The Messrs. Parsons are very extensive growers and dealers, and especially in grapes, camellias, and rhododendrons, the latter of which I am desirous every man who pretends to have any flowering shrub in his grounds should possess. As yet, our plantations and grounds are too bare of shrub evergreens, which add cheerfulness and life without the gloomy character created by large evergreen trees.

From Flushing back to New York, where, of course, I visited the rooms of the publishers of the Horticulturist, where, although I expected to see much, I did not expect to find so much reality. The Messrs. Woodward are live men, and we who read the Horticulturist may be thankful therefor; they see and appreciate the wants of the people, and are exerting themselves to create books and illustrations to meet those wants.

From New York to Newburgh, where, of course, every pomologist knows that Charles Downing is the first man to be called on by any one who wants to talk fruit. As usual I found him busily engaged, for he is a man knowing no idle hours, with his fruits, his flowers, etc. Outlining a fruit, gathering or protecting a flower, grafting, budding, planting, pruning and training tree or vine are his occupations, and the world knows not, nor will ever appreciate the value of such a man. With some fifteen hundred or more varieties of apples, nine or ten hundred of pears, and of cherries, plums, etc, with all the smaller fruits, growing in his own grounds, it is a labor of no small amount to examine, keep distinct, classify, portray, and 'describe them all, and he only who has practised on a hundred or two can, perhaps, understand it. Without pretension, without desire for public appreciation, this man, solely from the love of the subject, is sifting the chaff of fruit and flower from the wheat, and making his record thereof; and should he ever publish, we outsiders would reap the benefit.

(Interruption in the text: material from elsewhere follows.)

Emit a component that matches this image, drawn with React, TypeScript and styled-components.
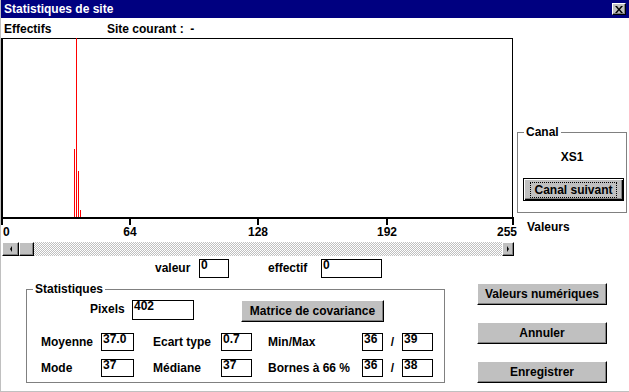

The Hudson River, it is well known, abounds in beautiful places, many of which I visited, but cannot now write of. However, I may mention that at Fishkill, the place of H. W. Sargent, Esq., amused while it instructed me. As a landscape place, its arrangement is anything but correct; but as a place where one may study trees, new and rare, and particularly evergreens, it is, perhaps, more valuable than any other. I may, however, say that the manner in which many of the rare evergreens are protected and shaded, by natural overshadowing trees and artificial screens, gives no actual criterion of their hardihood in exposed positions.

The most beautiful place that I saw hereabouts was a recently planted and arranged one belonging to General Howland. Good judgment has been used in the arrangement of the roads, with one exception, and especially has breadth and character been kept in the position of the groups; but in the arrangement of the trees, a few years will exhibit to all, what now only appears to the student, viz., the fact that many trees are too near the paths, and that others have centre positions when they should have outside ones. Such blunders, however, are too common, and perhaps no more apparent here than in many other places; at any rate, the place is richly worth a visit by any gentleman desirous of improving his own grounds, or by any landscape artist.

On the Newburgh side of the river, the place of Geo. Eliot, Esq., pleased me most. The house is situated about in the centre of the grounds, from which extensive views are had of the grand and beautiful river, the city of Newburgh, surrounding mountains, etc.; and immediately in front, one of the finest, though not the best kept, lawns that I ever saw. It is broken just right by groups, so that extent, and yet diversity of views are obtained; and the groups, as a whole, as well as the single trees, are most capitally arranged. In rear of the house, the hill rises gradually, and, with its planting of tall trees, gives to the place a background rarely found in our country.

Further on, at a little unpretending place, over the door of which I read "Welcome to Woodbine," owned by Mr. Burton, I saw the most beautiful views of all, both up and down the river. Very little has been done to the place, but it is susceptible of being made one of the most beautiful of the many beautiful places on the noble Hudson.

At Mr. Rogers' place, I saw a grape and plant house, planned and built by the Messrs. Woodward, of the Horticulturist, which, of all the number I saw, I liked best, mainly because of its low roof, which enables a more uniform heat to be retained, at a less expense of fuel; at the same time the bouse is so proportioned that it presents a good architectural appearance outside, not "squatty," as too many do.

The next place - but stop, guess I have written enough for this time, so will leave my farther notes for a future time, should they be wanted.